Task: Spot each line that carries the word "document"; copy those lines.
[BEGIN Data section]
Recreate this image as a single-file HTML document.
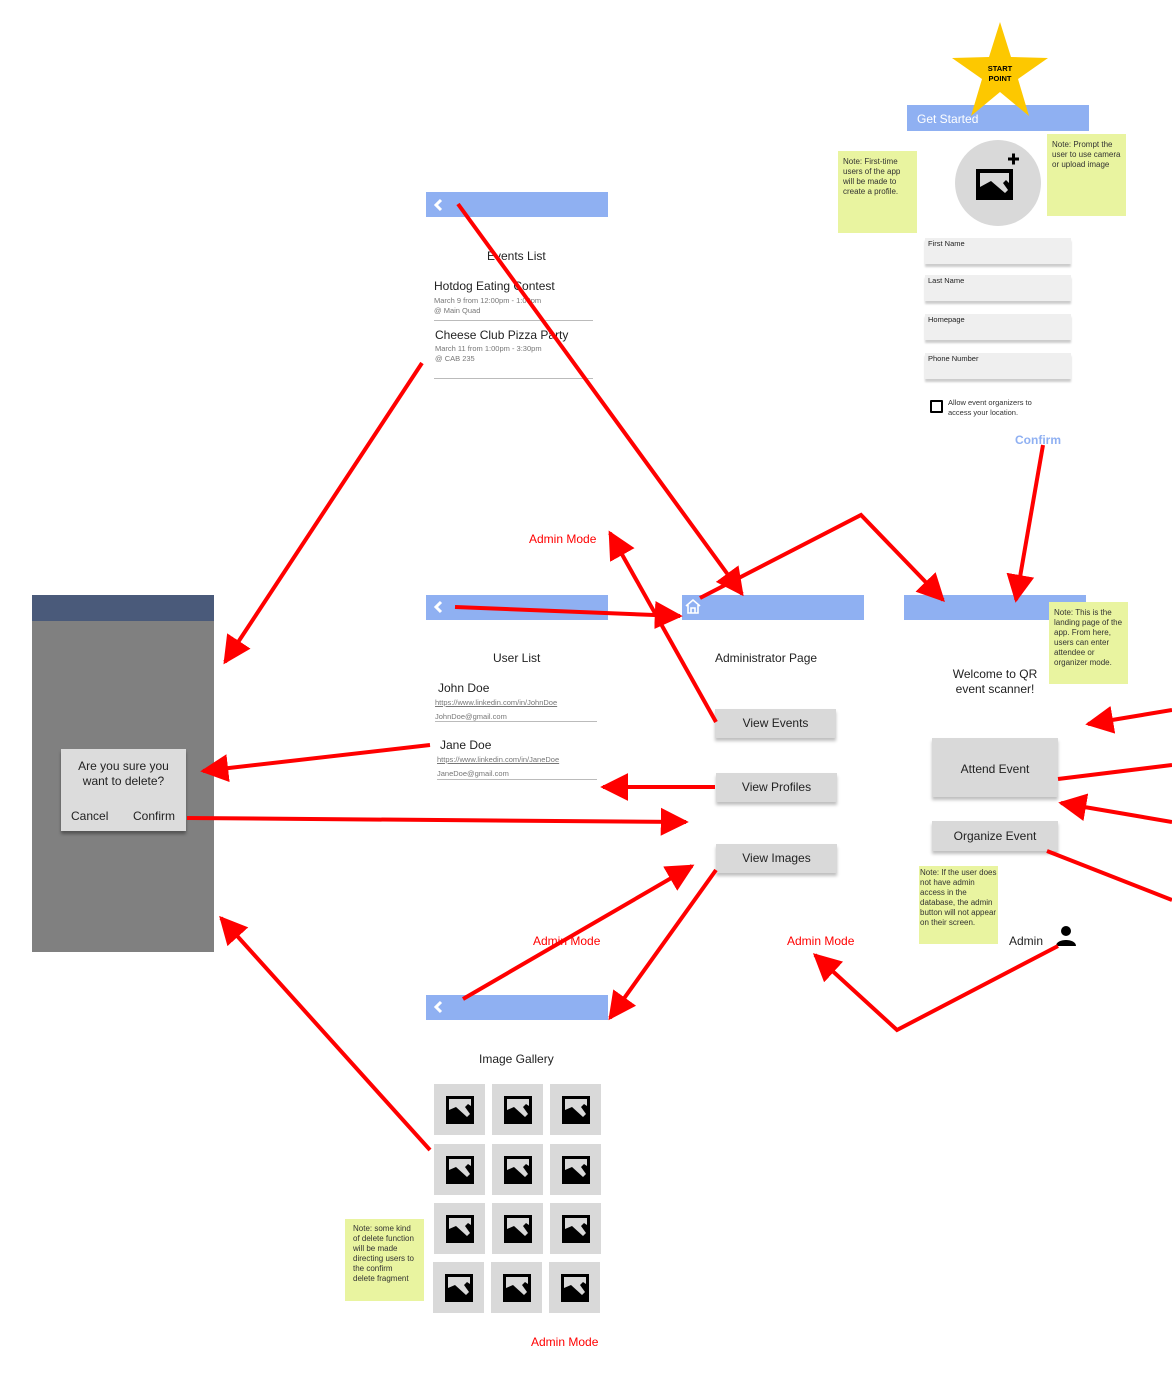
<!DOCTYPE html>
<html><head><meta charset="utf-8"><style>
*{margin:0;padding:0;box-sizing:border-box}
body{width:1172px;height:1379px;background:#fff;position:relative;overflow:hidden;font-family:"Liberation Sans",sans-serif;color:#222}
.a{position:absolute}
.bar{position:absolute;height:26px;background:#8fb0f2}
.note{position:absolute;background:#e9f4a0;font-size:8px;line-height:10px;padding:6px 5px;color:#333}
.btn{position:absolute;background:#d9d9d9;box-shadow:0 3px 3px rgba(0,0,0,.25);font-size:12px;text-align:center}
.fld{position:absolute;left:925px;width:146px;height:26px;background:#efefef;box-shadow:0 3px 2px rgba(0,0,0,.2);font-size:7.5px;padding:1px 3px}
.red{position:absolute;color:#f00;font-size:12px}
.t12{position:absolute;font-size:12px}
.sm{position:absolute;font-size:7.5px;color:#777;line-height:10px}
.hr{position:absolute;height:1px;background:#bbb}
.tile{position:absolute;width:51px;height:51px;background:#d9d9d9}
.tile svg{position:absolute;left:12px;top:12px}
.chev{position:absolute}
</style></head><body>

<div class="bar" style="left:907px;top:105px;width:182px;height:26px;color:#fff;font-size:12px;padding:7px 10px">Get Started</div>
<svg class="a" style="left:950px;top:22px" width="100" height="96" viewBox="0 0 100 96">
<polygon points="50,0 61,35 98,36 68,57 79,94 50,70 21,94 32,57 2,36 39,35" fill="#fdc800"/>
<text x="50" y="49" font-size="7.5" font-weight="bold" text-anchor="middle" font-family="Liberation Sans">START</text>
<text x="50" y="59" font-size="7.5" font-weight="bold" text-anchor="middle" font-family="Liberation Sans">POINT</text>
</svg>
<div class="note" style="left:838px;top:151px;width:79px;height:82px">Note: First-time users of the app will be made to create a profile.</div>
<div class="note" style="left:1047px;top:134px;width:79px;height:82px">Note: Prompt the user to use camera or upload image</div>
<div class="a" style="left:955px;top:140px;width:86px;height:86px;border-radius:50%;background:#d9d9d9"></div>
<svg class="a" style="left:976px;top:150px" width="48" height="52" viewBox="0 0 48 52">
<path d="M32,9h11M37.5,3.5v11" stroke="#000" stroke-width="3"/>
<rect x="0" y="19" width="37" height="31" fill="#000"/>
<polygon points="4,23 33,23 33,33 30,30 27,33 32,40 29,43 15,31 4,37" fill="#d9d9d9"/>
</svg>
<div class="fld" style="top:238px">First Name</div>
<div class="fld" style="top:275px">Last Name</div>
<div class="fld" style="top:314px">Homepage</div>
<div class="fld" style="top:353px">Phone Number</div>
<div class="a" style="left:930px;top:400px;width:13px;height:13px;border:2px solid #000;border-radius:1px"></div>
<div class="a" style="left:948px;top:398px;font-size:7.5px;line-height:10px;color:#333">Allow event organizers to<br>access your location.</div>
<div class="a" style="left:1015px;top:433px;font-size:12px;font-weight:bold;color:#8fb0f2">Confirm</div>

<!-- events list -->
<div class="bar" style="left:426px;top:192px;width:182px;height:25px"></div>
<svg class="chev" style="left:432px;top:198px" width="12" height="14"><path d="M9,2 L4,7 L9,12" fill="none" stroke="#fff" stroke-width="3"/></svg>
<div class="t12" style="left:487px;top:249px">Events List</div>
<div class="t12" style="left:434px;top:279px">Hotdog Eating Contest</div>
<div class="sm" style="left:434px;top:296px">March 9 from 12:00pm - 1:00pm<br>@ Main Quad</div>
<div class="hr" style="left:434px;top:320px;width:159px"></div>
<div class="t12" style="left:435px;top:328px">Cheese Club Pizza Party</div>
<div class="sm" style="left:435px;top:344px">March 11 from 1:00pm - 3:30pm<br>@ CAB 235</div>
<div class="hr" style="left:434px;top:378px;width:159px"></div>

<!-- delete panel -->
<div class="a" style="left:32px;top:595px;width:182px;height:357px;background:#808080"></div>
<div class="a" style="left:32px;top:595px;width:182px;height:26px;background:#4a5a7a"></div>
<div class="a" style="left:61px;top:749px;width:125px;height:82px;background:#dcdcdc;box-shadow:0 3px 3px rgba(0,0,0,.35);font-size:12px;text-align:center;padding-top:10px;line-height:15px">Are you sure you<br>want to delete?</div>
<div class="t12" style="left:71px;top:809px">Cancel</div>
<div class="t12" style="left:133px;top:809px">Confirm</div>

<!-- user list -->
<div class="bar" style="left:426px;top:595px;width:182px;height:25px"></div>
<svg class="chev" style="left:432px;top:600px" width="12" height="14"><path d="M9,2 L4,7 L9,12" fill="none" stroke="#fff" stroke-width="3"/></svg>
<div class="t12" style="left:493px;top:651px">User List</div>
<div class="t12" style="left:438px;top:681px">John Doe</div>
<div class="sm" style="left:435px;top:698px;text-decoration:underline">https://www.linkedin.com/in/JohnDoe</div>
<div class="sm" style="left:435px;top:712px">JohnDoe@gmail.com</div>
<div class="hr" style="left:435px;top:721px;width:162px"></div>
<div class="t12" style="left:440px;top:738px">Jane Doe</div>
<div class="sm" style="left:437px;top:755px;text-decoration:underline">https://www.linkedin.com/in/JaneDoe</div>
<div class="sm" style="left:437px;top:769px">JaneDoe@gmail.com</div>
<div class="hr" style="left:437px;top:779px;width:160px"></div>

<!-- admin page -->
<div class="bar" style="left:682px;top:595px;width:182px;height:25px"></div>
<svg class="a" style="left:684px;top:598px" width="18" height="17" viewBox="0 0 18 17"><path d="M2,8 L9,2 L16,8 M4,7 V15 H14 V7 M7,15 V10 H11 V15" fill="none" stroke="#fff" stroke-width="1.6"/></svg>
<div class="t12" style="left:715px;top:651px">Administrator Page</div>
<div class="btn" style="left:715px;top:709px;width:121px;height:29px;line-height:29px">View Events</div>
<div class="btn" style="left:716px;top:773px;width:121px;height:29px;line-height:29px">View Profiles</div>
<div class="btn" style="left:716px;top:844px;width:121px;height:29px;line-height:29px">View Images</div>

<!-- landing -->
<div class="bar" style="left:904px;top:595px;width:182px;height:25px"></div>
<div class="note" style="left:1049px;top:602px;width:79px;height:82px">Note: This is the landing page of the app. From here, users can enter attendee or organizer mode.</div>
<div class="a" style="left:935px;top:667px;width:120px;text-align:center;font-size:12px;line-height:15px">Welcome to QR<br>event scanner!</div>
<div class="btn" style="left:932px;top:738px;width:126px;height:59px;line-height:62px">Attend Event</div>
<div class="btn" style="left:932px;top:821px;width:126px;height:30px;line-height:30px">Organize Event</div>
<div class="note" style="left:919px;top:866px;width:79px;height:78px;padding:2px 1px">Note: If the user does not have admin access in the database, the admin button will not appear on their screen.</div>
<div class="t12" style="left:1009px;top:934px">Admin</div>
<svg class="a" style="left:1055px;top:925px" width="22" height="22" viewBox="0 0 22 22"><circle cx="11" cy="6" r="5"/><path d="M1,21 C1,13 21,13 21,21Z"/></svg>

<!-- gallery -->
<div class="bar" style="left:426px;top:995px;width:182px;height:25px"></div>
<svg class="chev" style="left:432px;top:1000px" width="12" height="14"><path d="M9,2 L4,7 L9,12" fill="none" stroke="#fff" stroke-width="3"/></svg>
<div class="t12" style="left:479px;top:1052px">Image Gallery</div>
<div id="g"></div>
<div class="note" style="left:345px;top:1219px;width:79px;height:82px;padding:5px 8px">Note: some kind of delete function will be made directing users to the confirm delete fragment</div>

<div class="red" style="left:529px;top:532px">Admin Mode</div>
<div class="red" style="left:533px;top:934px">Admin Mode</div>
<div class="red" style="left:787px;top:934px">Admin Mode</div>
<div class="red" style="left:531px;top:1335px">Admin Mode</div>

<svg class="a" style="left:0;top:0" width="1172" height="1379">
<defs><marker id="h" viewBox="0 0 10 10" refX="9" refY="5" markerWidth="28" markerHeight="30" markerUnits="userSpaceOnUse" orient="auto"><path d="M0,0 L10,5 L0,10z" fill="#f00"/></marker></defs>
<g stroke="#f00" stroke-width="4" fill="none">
<path d="M458,204 L742,594" marker-end="url(#h)"/>
<path d="M422,363 L225,662" marker-end="url(#h)"/>
<path d="M455,607 L680,616" marker-end="url(#h)"/>
<path d="M716,722 L610,533" marker-end="url(#h)"/>
<path d="M430,745 L203,771" marker-end="url(#h)"/>
<path d="M715,787 L603,787" marker-end="url(#h)"/>
<path d="M187,818 L686,822" marker-end="url(#h)"/>
<path d="M463,999 L692,866" marker-end="url(#h)"/>
<path d="M716,870 L610,1018" marker-end="url(#h)"/>
<path d="M430,1150 L221,918" marker-end="url(#h)"/>
<path d="M700,598 L861,515 L943,600" marker-end="url(#h)"/>
<path d="M1043,445 L1016,600" marker-end="url(#h)"/>
<path d="M1058,946 L897,1030 L815,955" marker-end="url(#h)"/>
<path d="M1172,710 L1088,724" marker-end="url(#h)"/>
<path d="M1058,779 L1172,765"/>
<path d="M1172,822 L1061,803" marker-end="url(#h)"/>
<path d="M1047,851 L1172,900"/>
</g></svg>
<script>
var g=document.getElementById('g'),xs=[434,492,550],ys=[1084,1144,1203,1262],h='';
ys.forEach(function(y,r){xs.forEach(function(x){var xx=r==3?x-1:x;h+='<div class="tile" style="left:'+xx+'px;top:'+y+'px"><svg width="28" height="28" viewBox="0 0 28 28"><rect width="28" height="28"/><polygon points="3,3 25,3 25,10 22,8 19,11 24,18 21,21 10,11 3,14" fill="#d9d9d9"/></svg></div>'})});
g.innerHTML=h;
</script>
</body></html>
[END Data section]
Output for this task:
Recreate this image as a single-file HTML document.
var g=document.getElementById('g'),xs=[434,492,550],ys=[1084,1144,1203,1262],h='';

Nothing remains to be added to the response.